INSTRUCTIONS FOR THE TASK |
Go through the data below and copy it exactly, skipping every picture.

AVAILABLE DATA |

======

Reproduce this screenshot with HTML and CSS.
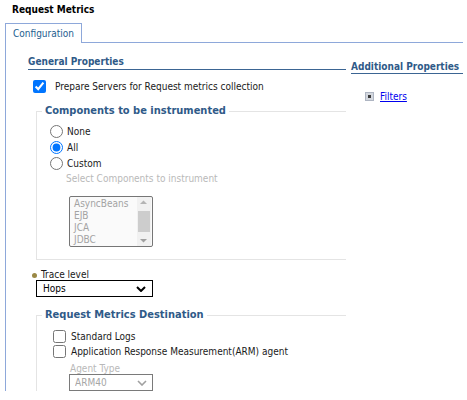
FILE: index.html
```html
<!DOCTYPE html>
<html>
<head>
<meta charset="utf-8">
<link rel="stylesheet" href="styles.css">
</head>
<body>
<div class="title">Request Metrics</div>
<div class="tabbar">
  <div class="tab">Configuration</div>
  <div class="tabfill"></div>
</div>
<div class="panel">
  <div class="main">
    <div class="sect">General Properties</div>
    <label class="chk-row"><input type="checkbox" class="chk" checked><span>Prepare Servers for Request metrics collection</span></label>

    <fieldset class="group">
      <legend>Components to be instrumented</legend>
      <label class="radio-row"><input type="radio" name="comp" class="rad"><span>None</span></label>
      <label class="radio-row"><input type="radio" name="comp" class="rad" checked><span>All</span></label>
      <label class="radio-row"><input type="radio" name="comp" class="rad"><span>Custom</span></label>
      <div class="hint">Select Components to instrument</div>
      <div class="listbox">
        <div class="items">
          <div>AsyncBeans</div>
          <div>EJB</div>
          <div>JCA</div>
          <div>JDBC</div>
        </div>
        <div class="sbar">
          <svg class="arrow" width="13" height="10" viewBox="0 0 13 10"><path d="M3 7 L6.5 3.5 L10 7 Z" fill="#b4b4b4"/></svg>
          <div class="thumb"></div>
          <svg class="arrow down" width="13" height="10" viewBox="0 0 13 10"><path d="M3 3 L6.5 6.5 L10 3 Z" fill="#a0a0a0"/></svg>
        </div>
      </div>
    </fieldset>

    <div class="field-label"><span class="bullet"></span>Trace level</div>
    <select class="sel trace"><option>Hops</option></select>

    <fieldset class="group dest">
      <legend>Request Metrics Destination</legend>
      <label class="cb-row"><input type="checkbox" class="chk"><span>Standard Logs</span></label>
      <label class="cb-row"><input type="checkbox" class="chk"><span>Application Response Measurement(ARM) agent</span></label>
      <div class="agent-label">Agent Type</div>
      <select class="sel agent" disabled><option>ARM40</option></select>
    </fieldset>
  </div>
  <div class="side">
    <div class="side-head">Additional Properties</div>
    <div class="link-row">
      <svg class="expand" width="9" height="9" viewBox="0 0 9 9"><rect x="0.5" y="0.5" width="8" height="8" fill="#d3d7de" stroke="#aeb5c2"/><rect x="3" y="3" width="3" height="3" fill="#3a3a3a"/></svg>
      <a href="#" class="link">Filters</a>
    </div>
  </div>
</div>
</body>
</html>
```
FILE: styles.css
```css
html, body {
  margin: 0;
  padding: 0;
  background: #ffffff;
}
body {
  font-family: "DejaVu Sans Condensed", "DejaVu Sans", sans-serif;
  font-stretch: semi-condensed;
  font-size: 10px;
  color: #1a1a1a;
}
.title {
  padding: 3px 0 0 12px;
  line-height: 13px;
  font-weight: bold;
  color: #000;
}
.tabbar {
  display: flex;
  margin: 7px 4px 0 5px;
  height: 20px;
}
.tab {
  box-sizing: border-box;
  width: 77px;
  height: 20px;
  border: 1px solid #8ea8da;
  border-bottom: none;
  padding: 3px 0 0 7px;
  line-height: 14px;
  color: #245e8f;
}
.tabfill {
  flex: 1;
  border-bottom: 1px solid #8ea8da;
}
.panel {
  display: flex;
  margin-left: 5px;
  border-left: 1px solid #8ea8da;
  height: 348px;
  overflow: hidden;
  padding: 12px 0 0 22px;
  box-sizing: border-box;
}
.main {
  width: 318px;
  flex: none;
}
.side {
  width: 112px;
  margin-left: 5px;
  padding-top: 5px;
}
.sect {
  line-height: 14px;
  font-weight: bold;
  color: #2f5a88;
  border-bottom: 1px solid #3b6593;
}
.side-head {
  line-height: 13px;
  font-weight: bold;
  color: #2f5a88;
  border-bottom: 1px solid #3b6593;
  white-space: nowrap;
}
.chk-row {
  display: flex;
  align-items: center;
  height: 13px;
  margin: 10px 0 0 5px;
}
.chk {
  width: 13px;
  height: 13px;
  margin: 0;
  flex: none;
}
.chk-row span {
  margin-left: 9px;
}
.group {
  margin: 11px 0 0 8px;
  padding: 5px 0 12px 5px;
  border: 1px solid #e4e4e4;
  border-right: none;
  min-width: 0;
}
.group legend {
  padding: 0 3px;
  line-height: 14px;
  font-size: 11px;
  font-weight: bold;
  color: #2f5a88;
}
.radio-row {
  display: flex;
  align-items: center;
  height: 16px;
  margin-left: 8px;
}
.rad {
  width: 13px;
  height: 13px;
  margin: 0;
  flex: none;
}
.radio-row span {
  margin-left: 4px;
}
.hint {
  line-height: 16px;
  margin-left: 24px;
  color: #b9b9b9;
}
.listbox {
  display: flex;
  box-sizing: border-box;
  width: 84px;
  height: 51px;
  margin: 9px 0 0 27px;
  border: 1px solid #767676;
  border-radius: 2px;
  background: #fafafa;
}
.items {
  flex: 1;
  padding: 1px 0 0 4px;
  line-height: 12px;
  color: #a3a3a3;
}
.sbar {
  width: 14px;
  margin-right: 1px;
  display: flex;
  flex-direction: column;
  background: #f1f1f1;
}
.arrow {
  display: block;
  flex: none;
}
.thumb {
  flex: 1;
  margin: 4px 1px;
  background: #cdcdcd;
}
.field-label {
  display: flex;
  align-items: center;
  line-height: 12px;
  margin: 9px 0 0 4px;
}
.bullet {
  width: 5px;
  height: 5px;
  border-radius: 50%;
  background: #9a8845;
  margin-right: 4px;
}
.sel {
  display: block;
  -webkit-appearance: none;
  appearance: none;
  box-sizing: border-box;
  font: inherit;
  border-radius: 0;
  background-repeat: no-repeat;
  outline: none;
}
.trace {
  width: 117px;
  height: 17px;
  margin: -1px 0 0 8px;
  padding: 0 0 0 6px;
  border: 1px solid #000;
  color: #000;
  background-color: #fff;
  background-image: url("data:image/svg+xml;utf8,<svg xmlns='http://www.w3.org/2000/svg' width='10' height='6' viewBox='0 0 10 6'><path d='M1 1 L5 5 L9 1' fill='none' stroke='black' stroke-width='2'/></svg>");
  background-position: 99px 5px;
}
.dest {
  margin-top: 11px;
  padding-top: 7px;
}
.cb-row {
  display: flex;
  align-items: center;
  height: 15px;
  margin-left: 11px;
}
.cb-row span {
  margin-left: 5px;
  white-space: nowrap;
}
.agent-label {
  line-height: 13px;
  margin: 3px 0 0 28px;
  color: #b9b9b9;
}
.agent {
  width: 84px;
  height: 17px;
  margin: -1px 0 0 27px;
  padding: 0 0 0 5px;
  border: 1px solid #7a7a7a;
  color: #a6a6a6;
  background-color: #fff;
  opacity: 1;
  background-image: url("data:image/svg+xml;utf8,<svg xmlns='http://www.w3.org/2000/svg' width='10' height='6' viewBox='0 0 10 6'><path d='M1 1 L5 5 L9 1' fill='none' stroke='%23a0a0a0' stroke-width='1.6'/></svg>");
  background-position: 67px 5px;
}
.link-row {
  display: flex;
  align-items: center;
  margin: 16px 0 0 14px;
  line-height: 13px;
}
.expand {
  display: block;
  flex: none;
  margin-right: 6px;
}
.link {
  color: #0000ee;
  text-decoration: underline;
}
```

======

WRITTEN ANSWER |
Reproduce this screenshot with HTML and CSS.
FILE: index.html
```html
<!DOCTYPE html>
<html>
<head>
<meta charset="utf-8">
<link rel="stylesheet" href="styles.css">
</head>
<body>
<div class="title">Request Metrics</div>
<div class="tabbar">
  <div class="tab">Configuration</div>
  <div class="tabfill"></div>
</div>
<div class="panel">
  <div class="main">
    <div class="sect">General Properties</div>
    <label class="chk-row"><input type="checkbox" class="chk" checked><span>Prepare Servers for Request metrics collection</span></label>

    <fieldset class="group">
      <legend>Components to be instrumented</legend>
      <label class="radio-row"><input type="radio" name="comp" class="rad"><span>None</span></label>
      <label class="radio-row"><input type="radio" name="comp" class="rad" checked><span>All</span></label>
      <label class="radio-row"><input type="radio" name="comp" class="rad"><span>Custom</span></label>
      <div class="hint">Select Components to instrument</div>
      <div class="listbox">
        <div class="items">
          <div>AsyncBeans</div>
          <div>EJB</div>
          <div>JCA</div>
          <div>JDBC</div>
        </div>
        <div class="sbar">
          <svg class="arrow" width="13" height="10" viewBox="0 0 13 10"><path d="M3 7 L6.5 3.5 L10 7 Z" fill="#b4b4b4"/></svg>
          <div class="thumb"></div>
          <svg class="arrow down" width="13" height="10" viewBox="0 0 13 10"><path d="M3 3 L6.5 6.5 L10 3 Z" fill="#a0a0a0"/></svg>
        </div>
      </div>
    </fieldset>

    <div class="field-label"><span class="bullet"></span>Trace level</div>
    <select class="sel trace"><option>Hops</option></select>

    <fieldset class="group dest">
      <legend>Request Metrics Destination</legend>
      <label class="cb-row"><input type="checkbox" class="chk"><span>Standard Logs</span></label>
      <label class="cb-row"><input type="checkbox" class="chk"><span>Application Response Measurement(ARM) agent</span></label>
      <div class="agent-label">Agent Type</div>
      <select class="sel agent" disabled><option>ARM40</option></select>
    </fieldset>
  </div>
  <div class="side">
    <div class="side-head">Additional Properties</div>
    <div class="link-row">
      <svg class="expand" width="9" height="9" viewBox="0 0 9 9"><rect x="0.5" y="0.5" width="8" height="8" fill="#d3d7de" stroke="#aeb5c2"/><rect x="3" y="3" width="3" height="3" fill="#3a3a3a"/></svg>
      <a href="#" class="link">Filters</a>
    </div>
  </div>
</div>
</body>
</html>
```
FILE: styles.css
```css
html, body {
  margin: 0;
  padding: 0;
  background: #ffffff;
}
body {
  font-family: "DejaVu Sans Condensed", "DejaVu Sans", sans-serif;
  font-stretch: semi-condensed;
  font-size: 10px;
  color: #1a1a1a;
}
.title {
  padding: 3px 0 0 12px;
  line-height: 13px;
  font-weight: bold;
  color: #000;
}
.tabbar {
  display: flex;
  margin: 7px 4px 0 5px;
  height: 20px;
}
.tab {
  box-sizing: border-box;
  width: 77px;
  height: 20px;
  border: 1px solid #8ea8da;
  border-bottom: none;
  padding: 3px 0 0 7px;
  line-height: 14px;
  color: #245e8f;
}
.tabfill {
  flex: 1;
  border-bottom: 1px solid #8ea8da;
}
.panel {
  display: flex;
  margin-left: 5px;
  border-left: 1px solid #8ea8da;
  height: 348px;
  overflow: hidden;
  padding: 12px 0 0 22px;
  box-sizing: border-box;
}
.main {
  width: 318px;
  flex: none;
}
.side {
  width: 112px;
  margin-left: 5px;
  padding-top: 5px;
}
.sect {
  line-height: 14px;
  font-weight: bold;
  color: #2f5a88;
  border-bottom: 1px solid #3b6593;
}
.side-head {
  line-height: 13px;
  font-weight: bold;
  color: #2f5a88;
  border-bottom: 1px solid #3b6593;
  white-space: nowrap;
}
.chk-row {
  display: flex;
  align-items: center;
  height: 13px;
  margin: 10px 0 0 5px;
}
.chk {
  width: 13px;
  height: 13px;
  margin: 0;
  flex: none;
}
.chk-row span {
  margin-left: 9px;
}
.group {
  margin: 11px 0 0 8px;
  padding: 5px 0 12px 5px;
  border: 1px solid #e4e4e4;
  border-right: none;
  min-width: 0;
}
.group legend {
  padding: 0 3px;
  line-height: 14px;
  font-size: 11px;
  font-weight: bold;
  color: #2f5a88;
}
.radio-row {
  display: flex;
  align-items: center;
  height: 16px;
  margin-left: 8px;
}
.rad {
  width: 13px;
  height: 13px;
  margin: 0;
  flex: none;
}
.radio-row span {
  margin-left: 4px;
}
.hint {
  line-height: 16px;
  margin-left: 24px;
  color: #b9b9b9;
}
.listbox {
  display: flex;
  box-sizing: border-box;
  width: 84px;
  height: 51px;
  margin: 9px 0 0 27px;
  border: 1px solid #767676;
  border-radius: 2px;
  background: #fafafa;
}
.items {
  flex: 1;
  padding: 1px 0 0 4px;
  line-height: 12px;
  color: #a3a3a3;
}
.sbar {
  width: 14px;
  margin-right: 1px;
  display: flex;
  flex-direction: column;
  background: #f1f1f1;
}
.arrow {
  display: block;
  flex: none;
}
.thumb {
  flex: 1;
  margin: 4px 1px;
  background: #cdcdcd;
}
.field-label {
  display: flex;
  align-items: center;
  line-height: 12px;
  margin: 9px 0 0 4px;
}
.bullet {
  width: 5px;
  height: 5px;
  border-radius: 50%;
  background: #9a8845;
  margin-right: 4px;
}
.sel {
  display: block;
  -webkit-appearance: none;
  appearance: none;
  box-sizing: border-box;
  font: inherit;
  border-radius: 0;
  background-repeat: no-repeat;
  outline: none;
}
.trace {
  width: 117px;
  height: 17px;
  margin: -1px 0 0 8px;
  padding: 0 0 0 6px;
  border: 1px solid #000;
  color: #000;
  background-color: #fff;
  background-image: url("data:image/svg+xml;utf8,<svg xmlns='http://www.w3.org/2000/svg' width='10' height='6' viewBox='0 0 10 6'><path d='M1 1 L5 5 L9 1' fill='none' stroke='black' stroke-width='2'/></svg>");
  background-position: 99px 5px;
}
.dest {
  margin-top: 11px;
  padding-top: 7px;
}
.cb-row {
  display: flex;
  align-items: center;
  height: 15px;
  margin-left: 11px;
}
.cb-row span {
  margin-left: 5px;
  white-space: nowrap;
}
.agent-label {
  line-height: 13px;
  margin: 3px 0 0 28px;
  color: #b9b9b9;
}
.agent {
  width: 84px;
  height: 17px;
  margin: -1px 0 0 27px;
  padding: 0 0 0 5px;
  border: 1px solid #7a7a7a;
  color: #a6a6a6;
  background-color: #fff;
  opacity: 1;
  background-image: url("data:image/svg+xml;utf8,<svg xmlns='http://www.w3.org/2000/svg' width='10' height='6' viewBox='0 0 10 6'><path d='M1 1 L5 5 L9 1' fill='none' stroke='%23a0a0a0' stroke-width='1.6'/></svg>");
  background-position: 67px 5px;
}
.link-row {
  display: flex;
  align-items: center;
  margin: 16px 0 0 14px;
  line-height: 13px;
}
.expand {
  display: block;
  flex: none;
  margin-right: 6px;
}
.link {
  color: #0000ee;
  text-decoration: underline;
}
```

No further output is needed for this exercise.